* Task to complete: Begin with the first line below and retype each line exactly through the line containing "const events = ['Vino Flow', 'Pool Party'];". Any pictures are to be left out.

§

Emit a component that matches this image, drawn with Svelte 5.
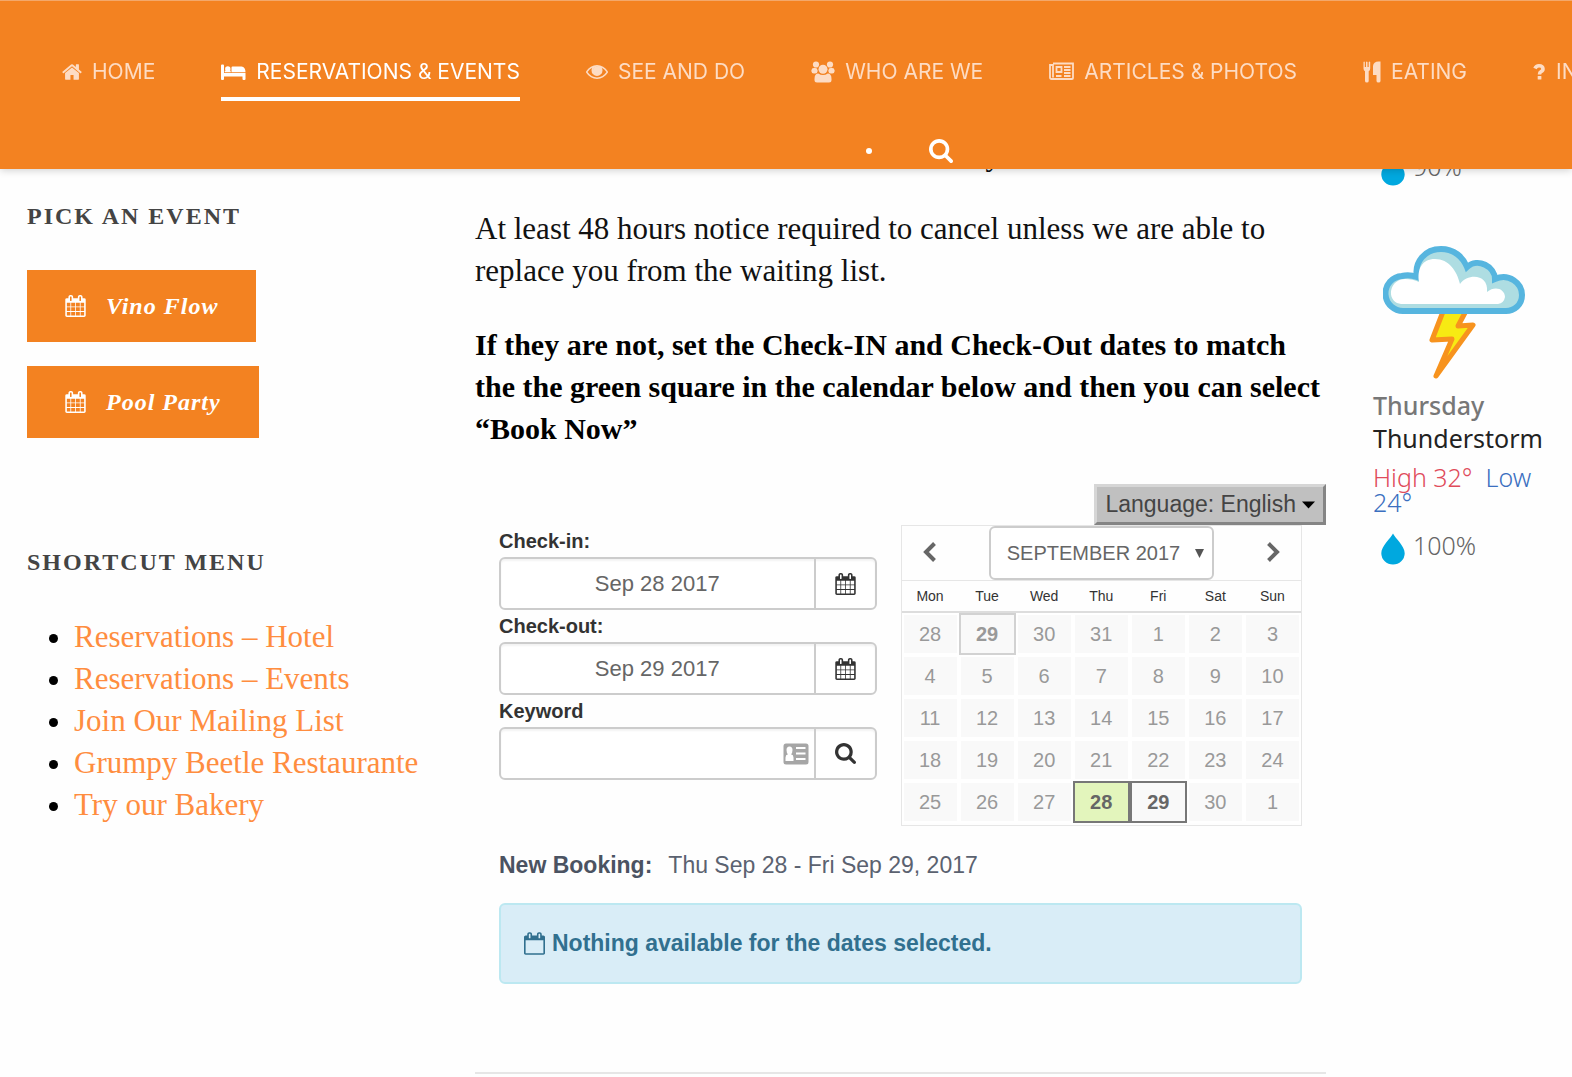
<script lang="ts">
	const navItems = [
		{ icon: 'home', label: 'HOME', active: false },
		{ icon: 'bed', label: 'RESERVATIONS & EVENTS', active: true },
		{ icon: 'eye', label: 'SEE AND DO', active: false },
		{ icon: 'users', label: 'WHO ARE WE', active: false },
		{ icon: 'news', label: 'ARTICLES & PHOTOS', active: false },
		{ icon: 'cutlery', label: 'EATING', active: false },
		{ icon: 'question', label: 'INFO', active: false }
	];

	const events = ['Vino Flow', 'Pool Party'];

	const shortcuts = [
		'Reservations – Hotel',
		'Reservations – Events',
		'Join Our Mailing List',
		'Grumpy Beetle Restaurante',
		'Try our Bakery'
	];

	const weekdays = ['Mon', 'Tue', 'Wed', 'Thu', 'Fri', 'Sat', 'Sun'];
	const weeks = [
		[28, 29, 30, 31, 1, 2, 3],
		[4, 5, 6, 7, 8, 9, 10],
		[11, 12, 13, 14, 15, 16, 17],
		[18, 19, 20, 21, 22, 23, 24],
		[25, 26, 27, 28, 29, 30, 1]
	];

	let checkIn = $state('Sep 28 2017');
	let checkOut = $state('Sep 29 2017');
	let keyword = $state('');

	function dayClass(week: number, day: number) {
		if (week === 0 && day === 29) return 'today';
		if (week === 4 && day === 28) return 'start';
		if (week === 4 && day === 29) return 'end';
		return '';
	}
</script>

{#snippet icon(name: string)}
	{#if name === 'home'}
		<svg class="icon" width="20" height="22" viewBox="64 0 1664 1792" aria-hidden="true">
			<path d="M1472 992v480q0 26-19 45t-45 19h-384v-384h-256v384h-384q-26 0-45-19t-19-45v-480q0-1 .5-3t.5-3l575-474 575 474q1 2 1 6zm223-69l-62 74q-8 9-21 11h-3q-13 0-21-7l-692-577-692 577q-12 8-24 7-13-2-21-11l-62-74q-8-10-7-23.5t11-21.5l719-599q32-26 76-26t76 26l244 204v-195q0-14 9-23t23-9h192q14 0 23 9t9 23v408l219 182q10 8 11 21.5t-7 23.5z" />
		</svg>
	{:else if name === 'bed'}
		<svg class="icon" width="25" height="22" viewBox="0 0 25 22" aria-hidden="true">
			<path d="M0 4.5Q0 3.500 1 3.500H2Q3 3.500 3 4.500V12H24.500V18Q24.500 19 23.500 19H22.500Q21.500 19 21.500 18V15.500H3V18Q3 19 2 19H1Q0 19 0 18ZM10.500 6.500Q10.500 5.500 11.500 5.500H20.500Q24.500 6 24.500 11.200H10.500ZM3.700 11.200V9.800H9.700V11.200Z" />
			<circle cx="6.800" cy="8" r="2.700" />
		</svg>
	{:else if name === 'eye'}
		<svg class="icon" width="22" height="22" viewBox="0 64 1792 1792" aria-hidden="true">
			<path d="M1664 960q-152-236-381-353 61 104 61 225 0 185-131.500 316.500t-316.500 131.500-316.500-131.500-131.500-316.500q0-121 61-225-229 117-381 353 133 205 333.500 326.500t434.500 121.500 434.500-121.500 333.500-326.500zm-720-384q0-20-14-34t-34-14q-125 0-214.500 89.500t-89.500 214.500q0 20 14 34t34 14 34-14 14-34q0-86 61-147t147-61q20 0 34-14t14-34zm848 384q0 34-20 69-140 230-376.500 368.500t-499.500 138.500-499.500-139-376.500-368q-20-35-20-69t20-69q140-229 376.500-368t499.500-139 499.500 139 376.500 368q20 35 20 69z" />
			<circle cx="896" cy="832" r="330" />
		</svg>
	{:else if name === 'users'}
		<svg class="icon" width="24" height="22" viewBox="0 0 24 22" aria-hidden="true">
			<circle cx="5" cy="3.500" r="3.100" />
			<circle cx="19" cy="3.500" r="3.100" />
			<rect x="0.500" y="7" width="6" height="5.500" rx="2.300" />
			<rect x="17.500" y="7" width="6" height="5.500" rx="2.300" />
			<circle cx="12" cy="8.200" r="4.500" />
			<path d="M3.500 18Q3.500 12.500 7.200 12.500Q12 15.500 16.800 12.500Q20.500 12.500 20.500 18V19Q20.500 21.500 18 21.500H6Q3.500 21.500 3.500 19Z" />
		</svg>
	{:else if name === 'news'}
		<svg class="icon line" width="25" height="22" viewBox="0 0 25 22" aria-hidden="true">
			<path d="M4 2.500H24V17Q24 18 23 18H2.500Q1 18 1 16.500V4H4V16.500" />
			<path d="M7.500 6H12.500V11H7.500ZM15 6H21.500M15 9H21.500M15 12H21.500M7 15H12.500M15 15H21.500" />
		</svg>
	{:else if name === 'cutlery'}
		<svg class="icon" width="18" height="22" viewBox="0 0 18 22" aria-hidden="true">
			<path d="M0.500 1Q1.200 0 1.800 1V6H3V1Q3.800 0 4.500 1V6H5.700V1Q6.500 0 7.200 1V7.500Q7.200 9.500 5.700 10.200V20Q5.700 21.500 3.900 21.500Q2 21.500 2 20V10.200Q0.500 9.500 0.500 7.500ZM10 5Q10.500 0.500 15.500 0.500H17.500V20Q17.500 21.500 15.500 21.500Q13.500 21.500 13.500 20V14H10Z" />
		</svg>
	{:else if name === 'question'}
		<svg class="icon" width="13" height="22" viewBox="0 0 13 22" aria-hidden="true">
			<path class="hook" d="M2 7.500Q3 4.800 6 4.800Q10 4.800 10 8Q10 9.800 8 10.700Q6.500 11.500 6.500 13.500" />
			<rect x="4.700" y="15" width="3.700" height="3.500" rx="0.500" />
		</svg>
	{:else if name === 'search'}
		<svg class="icon" width="24" height="24" viewBox="64 128 1664 1664" aria-hidden="true">
			<path d="M1216 832q0-185-131.500-316.500t-316.500-131.500-316.500 131.500-131.500 316.500 131.500 316.500 316.500 131.500 316.500-131.500 131.500-316.500zm512 832q0 52-38 90t-90 38q-54 0-90-38l-343-342q-179 124-399 124-143 0-273.500-55.500t-225-150-150-225-55.500-273.500 55.500-273.500 150-225 225-150 273.500-55.500 273.500 55.500 225 150 150 225 55.500 273.500q0 220-124 399l343 343q37 37 37 90z" />
		</svg>
	{:else if name === 'calendar'}
		<svg class="icon" width="21" height="22" viewBox="64 0 1664 1792" aria-hidden="true">
			<path d="M192 1664h288v-288h-288v288zm352 0h320v-288h-320v288zm-352-352h288v-320h-288v320zm352 0h320v-320h-320v320zm-352-384h288v-288h-288v288zm736 736h320v-288h-320v288zm-384-736h320v-288h-320v288zm768 736h288v-288h-288v288zm-384-352h320v-320h-320v320zm-352-864v-288q0-13-9.500-22.500t-22.500-9.500h-64q-13 0-22.500 9.500t-9.500 22.500v288q0 13 9.500 22.500t22.500 9.500h64q13 0 22.500-9.500t9.500-22.500zm736 864h288v-320h-288v320zm-384-384h320v-288h-320v288zm384 0h288v-288h-288v288zm32-480v-288q0-13-9.500-22.500t-22.500-9.500h-64q-13 0-22.500 9.500t-9.500 22.500v288q0 13 9.500 22.500t22.500 9.500h64q13 0 22.500-9.500t9.500-22.500zm384-64v1280q0 52-38 90t-90 38h-1408q-52 0-90-38t-38-90v-1280q0-52 38-90t90-38h128v-96q0-66 47-113t113-47h64q66 0 113 47t47 113v96h384v-96q0-66 47-113t113-47h64q66 0 113 47t47 113v96h128q52 0 90 38t38 90z" />
		</svg>
	{:else if name === 'calendar-o'}
		<svg class="icon" width="21" height="23" viewBox="64 0 1664 1792" aria-hidden="true">
			<path d="M192 1664h1408v-1024h-1408v1024zm384-1216v-288q0-13-9.500-22.500t-22.500-9.500h-64q-13 0-22.500 9.500t-9.500 22.500v288q0 13 9.500 22.500t22.500 9.500h64q13 0 22.500-9.500t9.500-22.500zm768 0v-288q0-13-9.500-22.500t-22.500-9.500h-64q-13 0-22.500 9.500t-9.500 22.500v288q0 13 9.500 22.500t22.500 9.500h64q13 0 22.500-9.500t9.500-22.500zm384-64v1280q0 52-38 90t-90 38h-1408q-52 0-90-38t-38-90v-1280q0-52 38-90t90-38h128v-96q0-66 47-113t113-47h64q66 0 113 47t47 113v96h384v-96q0-66 47-113t113-47h64q66 0 113 47t47 113v96h128q52 0 90 38t38 90z" />
		</svg>
	{:else if name === 'drop'}
		<svg width="24" height="32" viewBox="0 0 24 32" aria-hidden="true">
			<path fill="#00a8df" d="M12 0.500C14 5 23.700 13 23.700 20.300A11.700 11.200 0 0 1 0.300 20.300C0.300 13 10 5 12 0.500Z" />
		</svg>
	{/if}
{/snippet}

<header>
	<nav>
		<ul class="menu">
			{#each navItems as item}
				<li>
					<a href="#{item.icon}" class:active={item.active}>
						{@render icon(item.icon)}
						{item.label}
					</a>
				</li>
			{/each}
		</ul>
		<div class="tools">
			<span class="dot"></span>
			<button class="search" aria-label="Search">{@render icon('search')}</button>
		</div>
	</nav>
</header>

<div class="page">
	<aside class="sidebar">
		<section>
			<h2>PICK AN EVENT</h2>
			<div class="events">
				{#each events as event}
					<a class="event" href="#events">
						{@render icon('calendar')}
						{event}
					</a>
				{/each}
			</div>
		</section>
		<section>
			<h2>SHORTCUT MENU</h2>
			<ul class="shortcuts">
				{#each shortcuts as shortcut}
					<li><a href="#shortcut">{shortcut}</a></li>
				{/each}
			</ul>
		</section>
	</aside>

	<main>
		<!-- scrolled up behind the fixed header -->
		<p class="scrolled">y</p>
		<p>
			At least 48 hours notice required to cancel unless we are able to replace you from the
			waiting list.
		</p>
		<p class="strong">
			<strong>
				If they are not, set the Check-IN and Check-Out dates to match the the green square in the
				calendar below and then you can select “Book Now”
			</strong>
		</p>

		<div class="language-row">
			<button class="language">
				Language: English
				<svg width="13" height="8" viewBox="0 0 13 8" aria-hidden="true">
					<path d="M0 0.500H13L6.500 7.500Z" />
				</svg>
			</button>
		</div>

		<div class="booking">
			<form class="dates">
				<label for="check-in">Check-in:</label>
				<div class="group">
					<input id="check-in" type="text" bind:value={checkIn} />
					<button type="button" aria-label="Pick check-in date">{@render icon('calendar')}</button>
				</div>
				<label for="check-out">Check-out:</label>
				<div class="group">
					<input id="check-out" type="text" bind:value={checkOut} />
					<button type="button" aria-label="Pick check-out date">{@render icon('calendar')}</button>
				</div>
				<label for="keyword">Keyword</label>
				<div class="group">
					<input id="keyword" type="text" bind:value={keyword} />
					<svg class="card" width="26" height="22" viewBox="0 0 26 22" aria-hidden="true">
						<rect x="0.500" y="0.500" width="25" height="21" rx="2.500" fill="#a6a6a6" />
						<path
							fill="#fff"
							d="M13 4H22.500V6H13ZM13 9.500H22.500V11.500H13ZM13 15H22.500V17H13ZM2.500 18V14.500Q2.500 11.800 5 11.200Q3.500 10 3.500 7Q3.500 3.500 6.500 3.500Q9.500 3.500 9.500 7Q9.500 10 8 11.200Q10.500 11.800 10.500 14.500V18Z"
						/>
					</svg>
					<button type="button" class="find" aria-label="Search">{@render icon('search')}</button>
				</div>
			</form>

			<div class="calendar">
				<div class="month">
					<button aria-label="Previous month">
						<svg width="16" height="22" viewBox="0 0 16 22" aria-hidden="true">
							<path d="M12.500 2.500L4 11L12.500 19.500" />
						</svg>
					</button>
					<div class="month-select">
						<select aria-label="Month">
							<option>SEPTEMBER 2017</option>
						</select>
						<svg width="9" height="9" viewBox="0 0 9 9" aria-hidden="true">
							<path d="M0 0H9L4.500 9Z" />
						</svg>
					</div>
					<button aria-label="Next month">
						<svg width="16" height="22" viewBox="0 0 16 22" aria-hidden="true">
							<path d="M3.500 2.500L12 11L3.500 19.500" />
						</svg>
					</button>
				</div>
				<table>
					<thead>
						<tr>
							{#each weekdays as weekday}
								<th>{weekday}</th>
							{/each}
						</tr>
					</thead>
					<tbody>
						{#each weeks as week, i}
							<tr>
								{#each week as day}
									<td class={dayClass(i, day)}>{day}</td>
								{/each}
							</tr>
						{/each}
					</tbody>
				</table>
			</div>
		</div>

		<p class="summary">
			<strong>New Booking:</strong>
			<span>Thu Sep 28 - Fri Sep 29, 2017</span>
		</p>
		<div class="alert" role="status">
			{@render icon('calendar-o')}
			Nothing available for the dates selected.
		</div>
		<hr />
	</main>

	<aside class="weather">
		<div class="rain">{@render icon('drop')}<span>90%</span></div>
		<svg class="storm" width="144" height="136" viewBox="0 0 144 136" aria-hidden="true">
			<path
				fill="#f7ea13"
				stroke="#f7931e"
				stroke-width="5"
				stroke-linejoin="round"
				d="M61 64L49 95L69 94L53 131L90 80L75 81L84 64Z"
			/>
			<path
				fill="#aedde2"
				stroke="#56b5df"
				stroke-width="6"
				d="M21 66A17.500 17.500 0 0 1 19 31Q26 29 34 32C31 17 42 4 58 4C71 4 80 12 84 22C95 12 112 22 112 34C126 28 139 38 139 50C139 60 131 66 123 66Z"
			/>
			<path
				fill="#fff"
				d="M14 58C3 52 8 34 22 34Q30 34 36 37C34 24 39 14 52 14C66 14 74 26 77 39C85 28 106 29 104 47C112 40 122 44 122 52Q121 58 115 59H18Z"
			/>
		</svg>
		<div class="day">Thursday</div>
		<div class="condition">Thunderstorm</div>
		<div class="temps"><span class="high">High 32°</span>&nbsp; <span class="low">Low 24°</span></div>
		<div class="rain">{@render icon('drop')}<span>100%</span></div>
	</aside>
</div>

<style>
	:global(body) {
		background: #fefefe;
	}

	header {
		position: fixed;
		z-index: 10;
		top: 0;
		left: 0;
		right: 0;
		height: 169px;
		box-sizing: border-box;
		padding: 48px 0 0 62px;
		overflow: hidden;
		background: #f38221;
		border-top: 1px solid #f3a86b;
		box-shadow: 0 1px 8px rgba(0, 0, 0, 0.2);
	}

	ul {
		margin: 0;
		padding: 0;
	}

	.icon {
		flex-shrink: 0;
		fill: currentColor;
	}

	.icon.line {
		fill: none;
		stroke: currentColor;
		stroke-width: 1.8;
	}

	.hook {
		fill: none;
		stroke: currentColor;
		stroke-width: 3.6;
	}

	.menu {
		display: flex;
		gap: 66px;
		list-style: none;
	}

	.menu a {
		display: flex;
		align-items: center;
		gap: 10px;
		padding-bottom: 2px;
		border-bottom: 4px solid transparent;
		color: #fddcc4;
		font-family: Inter, sans-serif;
		font-size: 21px;
		line-height: 46px;
		text-decoration: none;
		white-space: nowrap;
	}

	.menu a.active {
		border-color: #fff;
		color: #fff;
	}

	.tools {
		display: flex;
		align-items: center;
		justify-content: center;
		gap: 57px;
		height: 36px;
		margin-top: 32px;
		padding-left: 185px;
	}

	.dot {
		width: 6px;
		height: 6px;
		border-radius: 50%;
		background: #fff;
	}

	button {
		padding: 0;
		border: 0;
		background: none;
		cursor: pointer;
	}

	.search {
		display: flex;
		color: #fff;
	}

	.page {
		display: grid;
		grid-template-columns: 401px minmax(0, 1fr) 199px;
		gap: 47px;
		padding: 134px 0 0 27px;
	}

	.sidebar {
		padding-top: 62px;
	}

	h2 {
		margin: 0 0 34px;
		color: #444;
		font: bold 24px/40px 'Liberation Serif', serif;
		letter-spacing: 2px;
	}

	.events {
		display: flex;
		flex-direction: column;
		align-items: flex-start;
		gap: 24px;
		padding-bottom: 104px;
	}

	.event {
		display: flex;
		align-items: center;
		gap: 20px;
		padding: 0 38px;
		background: #f38221;
		color: #fff;
		font: italic bold 24px/72px 'Liberation Serif', serif;
		letter-spacing: 1px;
		text-decoration: none;
	}

	.shortcuts {
		padding-left: 47px;
		font: 31px/42px 'Liberation Serif', serif;
	}

	.shortcuts a {
		color: #ff8d3f;
		text-decoration: none;
	}

	main {
		color: #111;
		font-family: 'Liberation Sans', sans-serif;
	}

	main p {
		margin: 0 0 32px;
		font: 31px/42px 'Liberation Serif', serif;
	}

	main .scrolled {
		padding-left: 60%;
	}

	main .strong {
		margin-bottom: 34px;
		color: #000;
		font-size: 30px;
	}

	.language-row {
		display: flex;
		justify-content: flex-end;
	}

	.language {
		display: flex;
		align-items: center;
		gap: 6px;
		padding: 0 8px;
		border: 3px solid;
		border-color: #d6d6d6 #858585 #858585 #d6d6d6;
		background: #c0c0c0;
		color: #444;
		font: 23px/35px 'Liberation Sans', sans-serif;
	}

	.booking {
		display: flex;
		gap: 24px;
		padding: 0 24px;
	}

	.dates {
		flex: 1;
		min-width: 0;
	}

	label {
		display: block;
		color: #333;
		font-size: 20px;
		font-weight: bold;
		line-height: 32px;
	}

	.group {
		display: flex;
		height: 53px;
		box-sizing: border-box;
		border: 2px solid #ccc;
		border-radius: 6px;
		background: #fff;
		box-shadow: inset 0 2px 2px rgba(0, 0, 0, 0.05);
	}

	.group input {
		flex: 1;
		min-width: 0;
		padding: 0;
		border: 0;
		background: none;
		color: #666;
		font: 22px 'Liberation Sans', sans-serif;
		text-align: center;
	}

	.group button {
		display: flex;
		align-items: center;
		justify-content: center;
		width: 61px;
		border-left: 2px solid #ccc;
		color: #333;
	}

	.find .icon {
		width: 21px;
		height: 21px;
	}

	.card {
		align-self: center;
		margin-right: 5px;
	}

	.calendar {
		width: 50%;
		box-sizing: border-box;
		padding-bottom: 2px;
		border: 1px solid #e6e6e6;
	}

	.month {
		display: flex;
		align-items: center;
		justify-content: space-between;
		height: 54px;
		border-bottom: 1px solid #e6e6e6;
	}

	.month button {
		width: 57px;
	}

	.month button path {
		fill: none;
		stroke: #666;
		stroke-width: 4;
	}

	.month-select {
		position: relative;
	}

	.month-select select {
		width: 225px;
		height: 54px;
		padding: 0 16px;
		appearance: none;
		border: 2px solid #ccc;
		border-radius: 6px;
		background: #fff;
		color: #666;
		font: 20px 'Liberation Sans', sans-serif;
	}

	.month-select svg {
		position: absolute;
		right: 10px;
		top: 23px;
		fill: #555;
		pointer-events: none;
	}

	table {
		width: 100%;
		table-layout: fixed;
		border-collapse: separate;
		border-spacing: 0;
	}

	th {
		height: 30px;
		padding: 0;
		border-bottom: 2px solid #ddd;
		color: #333;
		font-size: 14px;
		font-weight: normal;
	}

	td {
		height: 38px;
		padding: 0;
		border: 2px solid #fff;
		background: #f9f9f9;
		background-clip: padding-box;
		color: #999;
		font-size: 20px;
		text-align: center;
	}

	td.today {
		border-color: #d2d2d2;
		font-weight: bold;
	}

	td.start,
	td.end {
		border-color: #777;
		color: #666;
		font-weight: bold;
	}

	td.start {
		background-color: #e3f5bc;
	}

	main .summary {
		display: flex;
		gap: 16px;
		margin: 23px 24px 22px;
		color: #5b6270;
		font: 23px/32px 'Liberation Sans', sans-serif;
	}

	.summary strong {
		color: #4b5362;
	}

	.alert {
		display: flex;
		align-items: center;
		gap: 7px;
		margin: 0 24px 88px;
		padding: 0 23px;
		border: 2px solid #bce8f1;
		border-radius: 6px;
		background: #d9edf7;
		color: #31708f;
		font-size: 23px;
		font-weight: bold;
		line-height: 77px;
	}

	hr {
		margin: 0;
		border: 0;
		border-top: 2px solid #e6e6e6;
	}

	.weather {
		padding: 20px 20px 0 0;
		font-family: 'Noto Sans', sans-serif;
		font-size: 25px;
	}

	.rain {
		display: flex;
		gap: 8px;
		padding-left: 8px;
		color: #666;
		font-weight: 300;
		line-height: 24px;
	}

	.storm {
		display: block;
		margin: 59px 0 8px 10px;
	}

	.day {
		color: #777;
		font-weight: 500;
		line-height: 32px;
	}

	.condition {
		color: #222;
		line-height: 34px;
	}

	.temps {
		margin: 10px 0 18px;
		font-weight: 300;
		line-height: 25px;
	}

	.high {
		color: #e04b5a;
	}

	.low {
		color: #3b6fc0;
	}
</style>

§

* Final result:
Emit a component that matches this image, drawn with Svelte 5.
<script lang="ts">
	const navItems = [
		{ icon: 'home', label: 'HOME', active: false },
		{ icon: 'bed', label: 'RESERVATIONS & EVENTS', active: true },
		{ icon: 'eye', label: 'SEE AND DO', active: false },
		{ icon: 'users', label: 'WHO ARE WE', active: false },
		{ icon: 'news', label: 'ARTICLES & PHOTOS', active: false },
		{ icon: 'cutlery', label: 'EATING', active: false },
		{ icon: 'question', label: 'INFO', active: false }
	];

	const events = ['Vino Flow', 'Pool Party'];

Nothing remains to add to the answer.